United States District Court, D. Connecticut

November 7, 2016

JEREMY PERRIN, Plaintiff,
v.
CONNECTICUT DEPARTMENT OF CORRECTION, Defendant.

          ORDER DENYING MOTION TO DISMISS

          JEFFREY ALKER MEYER UNITED STATES DISTRICT JUDGE

         This case involves a plaintiffs claim that his employer unlawfully retaliated against him after he complained about sexual harassment. Defendant has moved pursuant to Fed.R.Civ.P. 12(b)(6) to dismiss the complaint on the ground that plaintiff has not alleged facts to show an adverse action that was the result of plaintiff s harassment complaint. I will deny the motion to dismiss on the ground that plaintiff has alleged sufficient facts to establish plausible grounds for relief.

         Background

         Plaintiff Jeremy Perrin is an employee of defendant Connecticut Department of Correction. Plaintiff has filed a complaint under Title VII of the Civil Rights Act of 1964 alleging that he was subject to unlawful retaliation on the ground of his complaint about sexual harassment in the workplace. According to plaintiff, he filed a formal workplace complaint with defendant's Affirmative Action Office on April 24, 2013, alleging that he was subject to sexual harassment and a hostile work environment because of sexualized comments by a co-worker. On June 5, 2013, the Affirmative Action Office ruled that plaintiffs allegations were unsubstantiated.

         Several weeks later, plaintiff went out on disability leave in July 2013 because of a work-related injury, and he did not return to work until January 2014. According to plaintiff, "[f]rom his first day back on the job, [he] experienced hostility from his supervisors, " and "[h]e was given directions on many occasions which the supervisors knew he was physically incapable of performing because of his prior work-related injuries and because of his pre-existing physical disability." Doc. #1 at 3.

         Plaintiff further alleges that on July 22, 2014, he was ordered to submit to a pre-disciplinary conference on the basis of a false accusation that he had made a copy of a confidential department document. The pre-disciplinary conference did not take place, because plaintiffs physician ordered him off duty again because of his work-related injury, and plaintiff has not been physically able since that time to return to work.

         Discussion

         The background principles governing a Rule 12(b)(6) motion to dismiss are well established. The Court must accept as true all factual matters alleged in a complaint, although a complaint may not survive unless its factual recitations state a claim to relief that is plausible on its face. See, e.g., Ashcroft v. Iqbal, 556 U.S. 662, 678 (2009); Mastafa v. Chevron Corp., 770 F.3d 170, 177 (2d Cir. 2014) (same). Moreover, "'[although a court must accept as true all of the allegations contained in a complaint, that tenet is inapplicable to legal conclusions, and threadbare recitals of the elements of a cause of action ... do not suffice'" to survive a motion to dismiss. Ibid, (quoting Harris v. Mills, 572 F.3d 66, 72 (2d Cir. 2009)). In short, my role in reviewing a motion to dismiss is to determine whether the complaint-apart from any of its conclusory allegations-sets forth sufficient facts to state a plausible claim for relief.

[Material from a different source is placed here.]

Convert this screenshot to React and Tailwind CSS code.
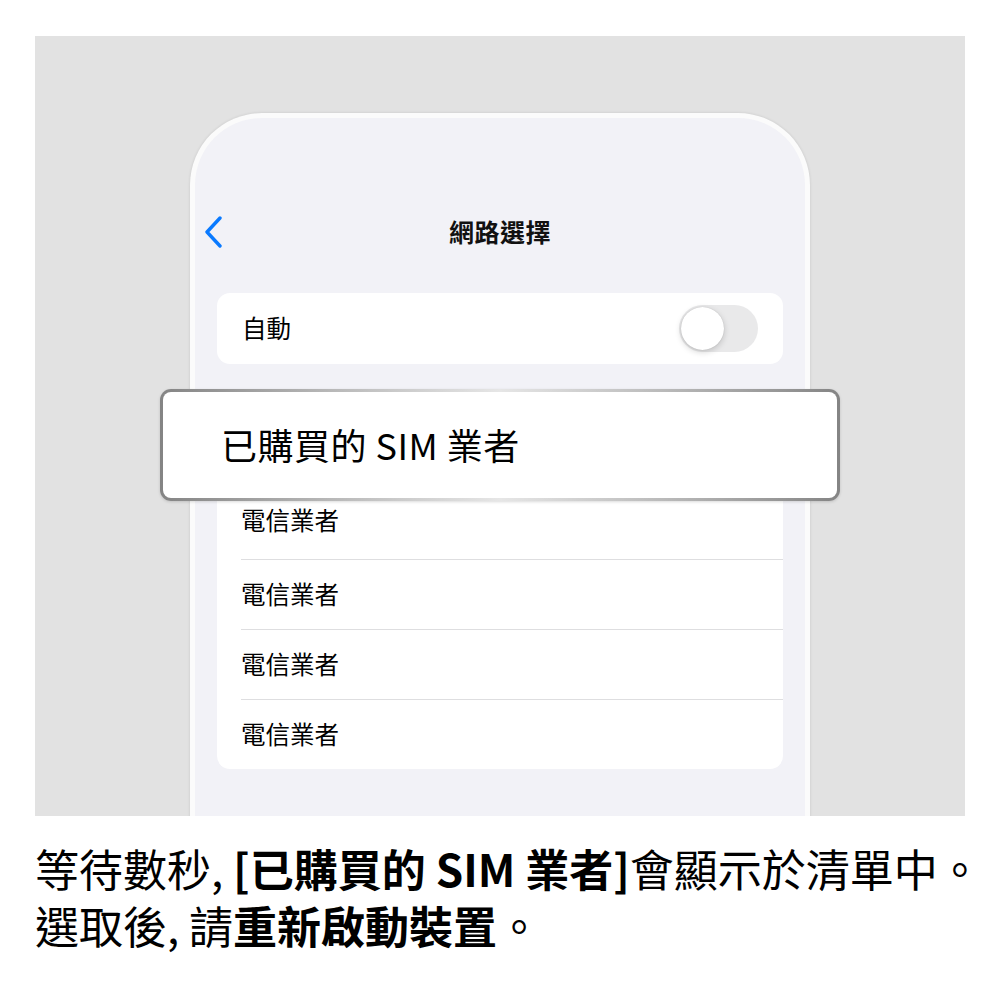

         Just what does it mean to state a "plausible" claim for relief? As the Supreme Court has explained, "a claim has facial plausibility when the plaintiff pleads factual content that allows the court to draw the reasonable inference that the defendant is liable for the misconduct alleged." Iqbal, 556 U.S. at 678. My task is not to evaluate whether plaintiffs allegations are credible or likely true, because "the plausibility standard is not akin to a 'probability requirement, ' but it asks for more than a sheer possibility that a defendant has acted unlawfully." Ibid; see also Vega v. Hempstead Union Free Sch. Dist, 801 F.3d 72, 87 (2d Cir. 2015) (same).

         Title VII protects not only against an employer's outright discrimination against an employee on the basis of the employee's protected characteristics but also protects against an employer's retaliating against an employee for complaining about alleged discrimination. See 42 U.S.C. § 2000e-3(a). In order for a Title VII retaliation claim to survive a motion to dismiss, a plaintiff must allege facts to show that a defendant took an adverse action against plaintiff because of plaintiff s protected activity of opposing or complaining about discrimination. See Vega, 801F.3dat90.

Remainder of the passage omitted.